Cornelius nickt und grinst dabei. Wären seine Wangen nicht mit Fell bedeckt, würden sie bestimmt von einem zarten Rotschimmer geküsst werden.

„Zur Feier des Tages zaubere ich uns jetzt ein leckeres Abendessen!", verkündet Alfred euphorisch.

„Oh ja!", erwidern die Rentiere und ich wie aus einem Munde.

Da Sam noch immer damit beschäftigt ist, den Schlitten zu reparieren, stören wir ihn nicht bei seiner Arbeit und gehen ohne ihn zurück ins Haus. Während Alfred, Rudolph und Cornelius in der Küche verschwinden, kuschele ich mich mit Otto und Bernd aufs Sofa.

Ein paar Minuten schweigen wir, bis ich mich neugierig bei ihnen erkundige: „Seid ihr zwei eigentlich zusammen? Also so ganz offiziell? Als Pärchen?" Ich kann mich erinnern, dass Sam gestern etwas von einer Freundschaft erwähnt hat, aber das kann ich beim besten Willen nicht glauben.

Kaum sind meine Fragen laut ausgesprochen, senken die beiden Rentiere verlegen den Blick. Außerdem entknoten sie ihre Hufe und halten kein Händchen mehr.

Oh man, das ist ein eindeutiger Fall für Liebesdoktorin Shaileen!

„Ihr seid ein süßes Paar", versuche ich den beiden Mut zu machen, sich zu öffnen. „Es ist toll, wie glücklich ihr ausseht, wenn ihr zusammen seid."

Ganz langsam und vorsichtig hebt Otto seinen Kopf. „Du findest uns also nicht komisch?", vergewissert er sich.

„Nein, natürlich nicht!", antworte ich schnell. „Es gibt nichts Schöneres als die Liebe!"

Nun schaut mich auch Bernd an. Seine Zahnlücke blitzt hervor, als er frech von mir wissen möchte: „Sprichst du etwa aus Erfahrung, Shay?"

Uff. Ich wünschte, es wäre so, aber leider bin ich nie über das zweite Date hinausgekommen. Der einzige Mann, der mir ein gutes Gefühl gibt und meinen Körper mit Wärme flutet, steht gerade in meinem Garten und werkelt an einem Schlitten herum.

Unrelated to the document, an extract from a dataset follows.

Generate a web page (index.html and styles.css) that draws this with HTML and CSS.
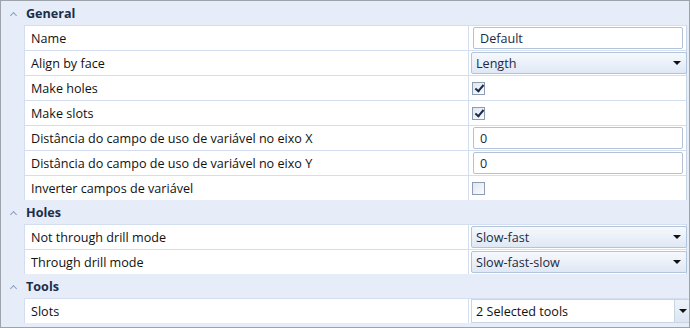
FILE: index.html
```html
<!DOCTYPE html>
<html lang="en">
  <head>
    <meta charset="UTF-8" />
    <title>Properties</title>
    <link rel="stylesheet" href="styles.css">
  </head>
  <body>
    <div class="grid">
      <!-- General -->
      <div class="cat-head"><span class="chev"></span>General</div>
      <div class="rows">
        <div class="row">
          <div class="label">Name</div>
          <div class="value"><div class="textbox">Default</div></div>
        </div>
        <div class="row">
          <div class="label">Align by face</div>
          <div class="value"><div class="combo">Length<span class="arrow"></span></div></div>
        </div>
        <div class="row">
          <div class="label">Make holes</div>
          <div class="value"><span class="check on"></span></div>
        </div>
        <div class="row">
          <div class="label">Make slots</div>
          <div class="value"><span class="check on"></span></div>
        </div>
        <div class="row">
          <div class="label">Distância do campo de uso de variável no eixo X</div>
          <div class="value"><div class="textbox">0</div></div>
        </div>
        <div class="row">
          <div class="label">Distância do campo de uso de variável no eixo Y</div>
          <div class="value"><div class="textbox">0</div></div>
        </div>
        <div class="row">
          <div class="label">Inverter campos de variável</div>
          <div class="value"><span class="check"></span></div>
        </div>
      </div>

      <!-- Holes -->
      <div class="cat-head"><span class="chev"></span>Holes</div>
      <div class="rows">
        <div class="row">
          <div class="label">Not through drill mode</div>
          <div class="value"><div class="combo">Slow-fast<span class="arrow"></span></div></div>
        </div>
        <div class="row">
          <div class="label">Through drill mode</div>
          <div class="value"><div class="combo">Slow-fast-slow<span class="arrow"></span></div></div>
        </div>
      </div>

      <!-- Tools -->
      <div class="cat-head"><span class="chev"></span>Tools</div>
      <div class="rows">
        <div class="row">
          <div class="label">Slots</div>
          <div class="value">
            <div class="picker">2 Selected tools<span class="picker-btn"><span class="arrow"></span></span></div>
          </div>
        </div>
      </div>
    </div>
  </body>
</html>
```

FILE: styles.css
```css
body {
  margin: 0;
  font-family: "Open Sans", "Noto Sans", sans-serif;
  font-size: 12.6px;
  color: #111;
}

.grid {
  width: 688px;
  height: 326px;
  border: 1px solid #9da3ab;
  background-color: #e6edf9;
  overflow: hidden;
}

.cat-head {
  height: 24px;
  display: flex;
  align-items: center;
  font-weight: bold;
  color: #1b2e4a;
}

.chev {
  width: 25px;
  height: 24px;
  position: relative;
}

.chev::before {
  content: "";
  position: absolute;
  left: 10px;
  top: 12px;
  width: 4px;
  height: 4px;
  border-left: 1px solid #8aa1c2;
  border-top: 1px solid #8aa1c2;
  transform: rotate(45deg);
}

.rows {
  margin-left: 23px;
  margin-right: 2px;
  border-left: 1px solid #d3dff0;
  border-right: 1px solid #c8d5e6;
  background-color: #fff;
}

.row {
  display: grid;
  grid-template-columns: 443px 1fr;
  height: 24px;
  border-top: 1px solid #d3dff0;
}

.label {
  padding-left: 6px;
  display: flex;
  align-items: center;
  white-space: nowrap;
  overflow: hidden;
}

.value {
  border-left: 1px solid #d3dff0;
  display: flex;
  align-items: center;
  padding-left: 2px;
}

.textbox {
  margin-left: 2px;
  width: 202px;
  height: 20px;
  border: 1px solid #b3c1d6;
  border-radius: 2px;
  padding-left: 6px;
  display: flex;
  align-items: center;
  color: #1b2b45;
}

.combo {
  width: 210px;
  height: 20px;
  border: 1px solid #b2c4db;
  border-radius: 2px;
  padding-left: 4px;
  display: flex;
  align-items: center;
  justify-content: space-between;
  background: linear-gradient(#f6f9fd, #dfe8f5);
  color: #1b2b45;
}

.arrow {
  width: 0;
  height: 0;
  margin-right: 5px;
  border-left: 4px solid transparent;
  border-right: 4px solid transparent;
  border-top: 4px solid #111;
}

.check {
  margin-left: 1px;
  width: 11px;
  height: 11px;
  border: 1px solid #8e9cb2;
  background: linear-gradient(135deg, #dfe6f1, #fafcff);
  position: relative;
}

.check.on::after {
  content: "";
  position: absolute;
  left: 4px;
  top: 0;
  width: 3px;
  height: 7px;
  border-right: 2px solid #1b2b4a;
  border-bottom: 2px solid #1b2b4a;
  transform: rotate(40deg);
}

.picker {
  width: 214px;
  height: 22px;
  border: 1px solid #c9d5e4;
  padding-left: 4px;
  display: flex;
  align-items: center;
  justify-content: space-between;
  color: #111;
}

.picker-btn {
  width: 15px;
  height: 22px;
  border-left: 1px solid #c9d5e4;
  background: linear-gradient(#eef3fa, #dbe5f2);
  display: flex;
  align-items: center;
  justify-content: center;
}

.picker-btn .arrow {
  margin-right: 0;
}
```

Ach ja, und er ist wahrscheinlich Santa höchstpersönlich.

Da ich nicht über mein eigenes Liebesleben sprechen möchte, das im Grunde genommen überhaupt nicht existiert, frage ich Bernd und Otto: „Habt ihr Angst, dass euch Sam und die anderen Jungs weniger mögen würden, wenn ihr ihnen sagt, dass ihr ein Paar seid?"

Ihr betretenes Schweigen ist Antwort genug.

Dann ist es wohl an der Zeit, meine Predigt à la Wir leben im 21. Jahrhundert auszupacken.

„Davor müsst ihr wirklich keine Angst haben", versichere ich ihnen. „Sam, Alfred, Rudolph und Cornelius würden sich riesig für euch freuen. Insgeheim wissen sie sowieso schon alle, dass da mehr zwischen euch läuft. Im 21. Jahrhundert ist das auch überhaupt nicht mehr schlimm!"

„Ach ja?" Otto sieht überrascht aus. „Woher sollen sie das denn wissen?"

Ich lache. „Na ja, sie haben euch schon ein paar Mal beim Knutschen und Knuddeln erwischt."

Meine Antwort scheint Otto nicht auszureichen, denn er schnaubt abfällig. „Guten Freunden gibt man ein Küsschen", plappert er den Slogan aus der Ferrero-Küsschen-Werbung nach. Wo er den aufgeschnappt hat? Keine Ahnung.